=== Short exercise ===
Within the material below, locate the line with "The picture is" and the line with "type Fill = 'w' | 'y' | 'o' | 'g' | 'g2';", then return those two lines and all lines between them, exactly as written.

=== Given material ===
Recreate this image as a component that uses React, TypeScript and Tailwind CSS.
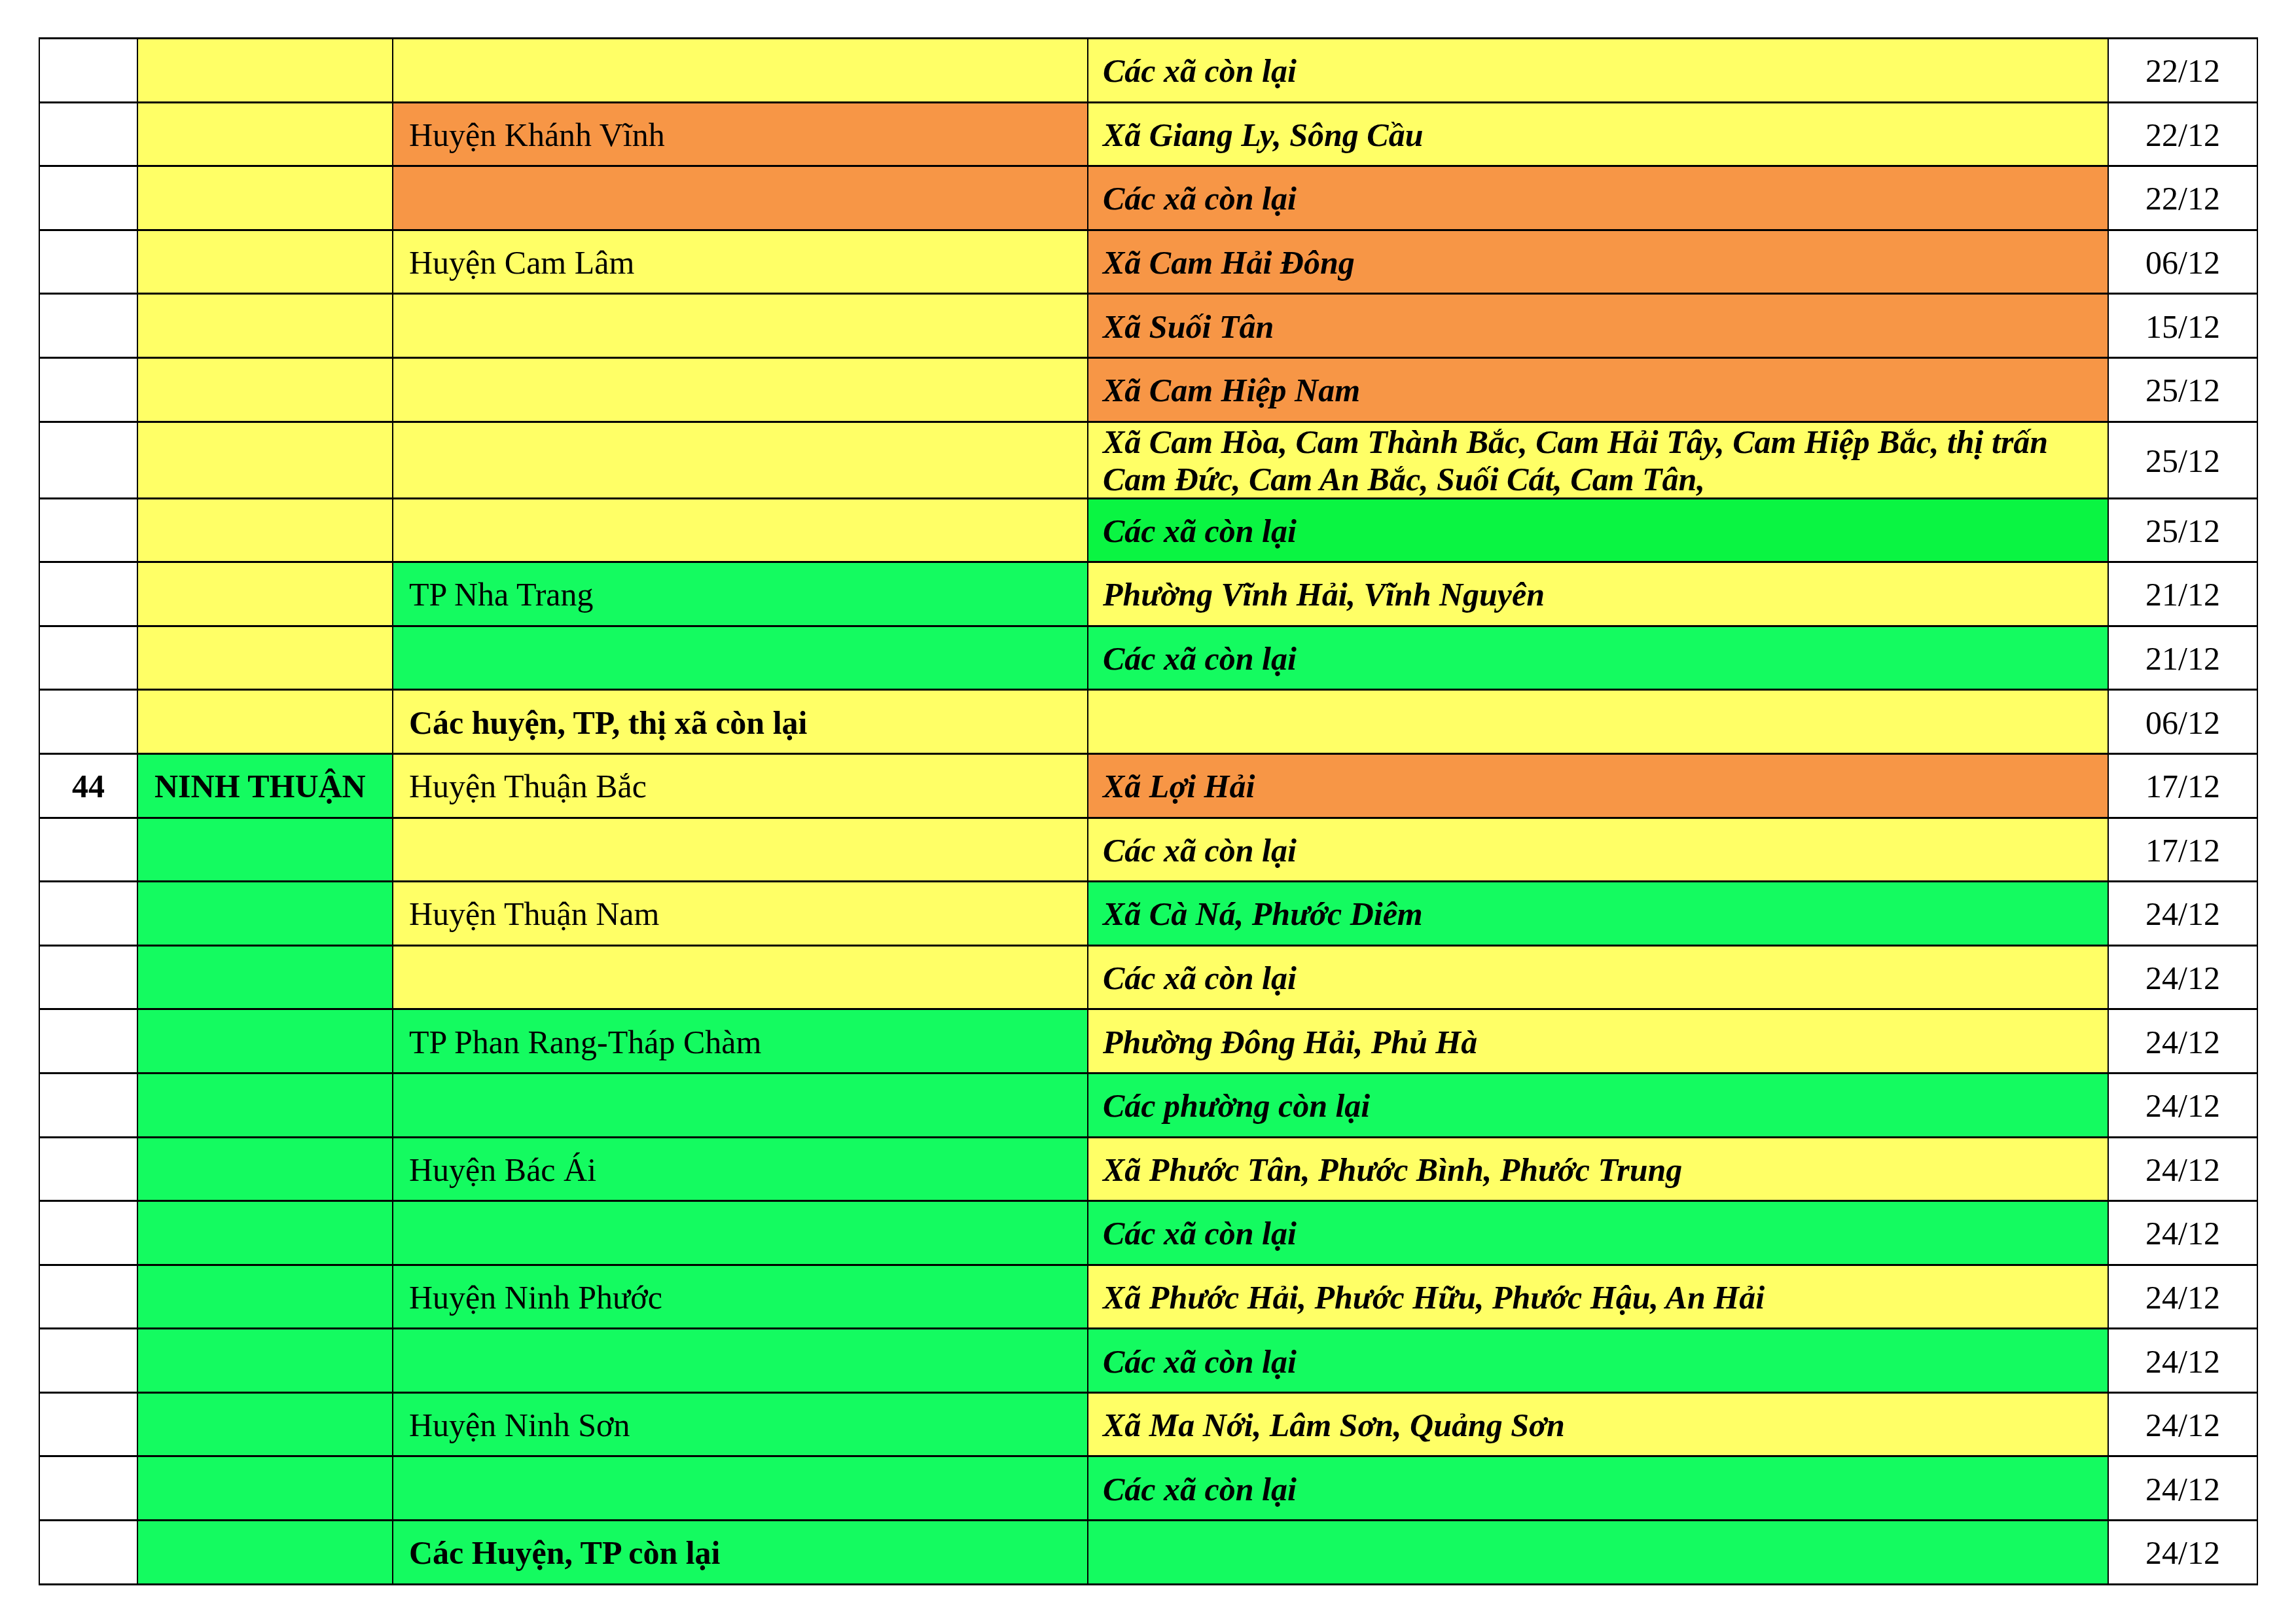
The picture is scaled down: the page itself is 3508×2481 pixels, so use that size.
import React from 'react';

type Fill = 'w' | 'y' | 'o' | 'g' | 'g2';

interface Row {
  no?: string;
  prov?: string;
  provFill: Fill;
  dist?: string;
  distBold?: boolean;
  distFill: Fill;
  ward?: React.ReactNode;
  wardFill: Fill;
  date: string;
  tall?: boolean;
}

const fills: Record<Fill, string> = {
  w: 'bg-white',
  y: 'bg-[#ffff66]',
  o: 'bg-[#f79646]',
  g: 'bg-[#14fb60]',
  g2: 'bg-[#0af542]',
};

const rows: Row[] = [
  { provFill: 'y', distFill: 'y', ward: 'Các xã còn lại', wardFill: 'y', date: '22/12' },
  { provFill: 'y', dist: 'Huyện Khánh Vĩnh', distFill: 'o', ward: 'Xã Giang Ly, Sông Cầu', wardFill: 'y', date: '22/12' },
  { provFill: 'y', distFill: 'o', ward: 'Các xã còn lại', wardFill: 'o', date: '22/12' },
  { provFill: 'y', dist: 'Huyện Cam Lâm', distFill: 'y', ward: 'Xã Cam Hải Đông', wardFill: 'o', date: '06/12' },
  { provFill: 'y', distFill: 'y', ward: 'Xã Suối Tân', wardFill: 'o', date: '15/12' },
  { provFill: 'y', distFill: 'y', ward: 'Xã Cam Hiệp Nam', wardFill: 'o', date: '25/12' },
  {
    provFill: 'y',
    distFill: 'y',
    ward: (
      <>
        Xã Cam Hòa, Cam Thành Bắc, Cam Hải Tây, Cam Hiệp Bắc, thị trấn
        <br />
        Cam Đức, Cam An Bắc, Suối Cát, Cam Tân,
      </>
    ),
    wardFill: 'y',
    date: '25/12',
    tall: true,
  },
  { provFill: 'y', distFill: 'y', ward: 'Các xã còn lại', wardFill: 'g2', date: '25/12' },
  { provFill: 'y', dist: 'TP Nha Trang', distFill: 'g', ward: 'Phường Vĩnh Hải, Vĩnh Nguyên', wardFill: 'y', date: '21/12' },
  { provFill: 'y', distFill: 'g', ward: 'Các xã còn lại', wardFill: 'g', date: '21/12' },
  { provFill: 'y', dist: 'Các huyện, TP, thị xã còn lại', distBold: true, distFill: 'y', wardFill: 'y', date: '06/12' },
  { no: '44', prov: 'NINH THUẬN', provFill: 'g', dist: 'Huyện Thuận Bắc', distFill: 'y', ward: 'Xã Lợi Hải', wardFill: 'o', date: '17/12' },
  { provFill: 'g', distFill: 'y', ward: 'Các xã còn lại', wardFill: 'y', date: '17/12' },
  { provFill: 'g', dist: 'Huyện Thuận Nam', distFill: 'y', ward: 'Xã Cà Ná, Phước Diêm', wardFill: 'g', date: '24/12' },
  { provFill: 'g', distFill: 'y', ward: 'Các xã còn lại', wardFill: 'y', date: '24/12' },
  { provFill: 'g', dist: 'TP Phan Rang-Tháp Chàm', distFill: 'g', ward: 'Phường Đông Hải, Phủ Hà', wardFill: 'y', date: '24/12' },
  { provFill: 'g', distFill: 'g', ward: 'Các phường còn lại', wardFill: 'g', date: '24/12' },
  { provFill: 'g', dist: 'Huyện Bác Ái', distFill: 'g', ward: 'Xã Phước Tân, Phước Bình, Phước Trung', wardFill: 'y', date: '24/12' },
  { provFill: 'g', distFill: 'g', ward: 'Các xã còn lại', wardFill: 'g', date: '24/12' },
  { provFill: 'g', dist: 'Huyện Ninh Phước', distFill: 'g', ward: 'Xã Phước Hải, Phước Hữu, Phước Hậu, An Hải', wardFill: 'y', date: '24/12' },
  { provFill: 'g', distFill: 'g', ward: 'Các xã còn lại', wardFill: 'g', date: '24/12' },
  { provFill: 'g', dist: 'Huyện Ninh Sơn', distFill: 'g', ward: 'Xã Ma Nới, Lâm Sơn, Quảng Sơn', wardFill: 'y', date: '24/12' },
  { provFill: 'g', distFill: 'g', ward: 'Các xã còn lại', wardFill: 'g', date: '24/12' },
  { provFill: 'g', dist: 'Các Huyện, TP còn lại', distBold: true, distFill: 'g', wardFill: 'g', date: '24/12' },
];

export default function App() {
  return (
    <div className="min-h-screen bg-white pl-[59px] pt-[57px] text-black text-[50px] leading-[57px] font-['Liberation_Serif','Times_New_Roman',serif]">
      <div className="w-[3391px] border-x-2 border-t-[3px] border-black">
        {rows.map((r, i) => (
          <div
            key={i}
            className={`flex border-b-[3px] border-black ${r.tall ? 'h-[117px]' : 'h-[97.6px]'}`}
          >
            {/* STT */}
            <div className="flex w-[150px] shrink-0 items-center justify-center border-r-2 border-black bg-white pt-[3px] font-bold">
              {r.no}
            </div>
            {/* Tỉnh */}
            <div className={`flex w-[390px] shrink-0 items-center border-r-2 border-black pl-[25px] pt-[3px] font-bold ${fills[r.provFill]}`}>
              {r.prov}
            </div>
            {/* Huyện */}
            <div
              className={`flex w-[1062px] shrink-0 items-center border-r-2 border-black pl-[24px] pt-[3px] ${r.distBold ? 'font-bold' : ''} ${fills[r.distFill]}`}
            >
              {r.dist}
            </div>
            {/* Xã */}
            <div className={`flex w-[1559px] shrink-0 items-center border-r-2 border-black pl-[22px] pt-[3px] font-bold italic ${fills[r.wardFill]}`}>
              <div>{r.ward}</div>
            </div>
            {/* Ngày */}
            <div className="flex flex-1 items-center justify-center bg-white pt-[3px]">{r.date}</div>
          </div>
        ))}
      </div>
    </div>
  );
}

=== Task output ===
The picture is scaled down: the page itself is 3508×2481 pixels, so use that size.
import React from 'react';

type Fill = 'w' | 'y' | 'o' | 'g' | 'g2';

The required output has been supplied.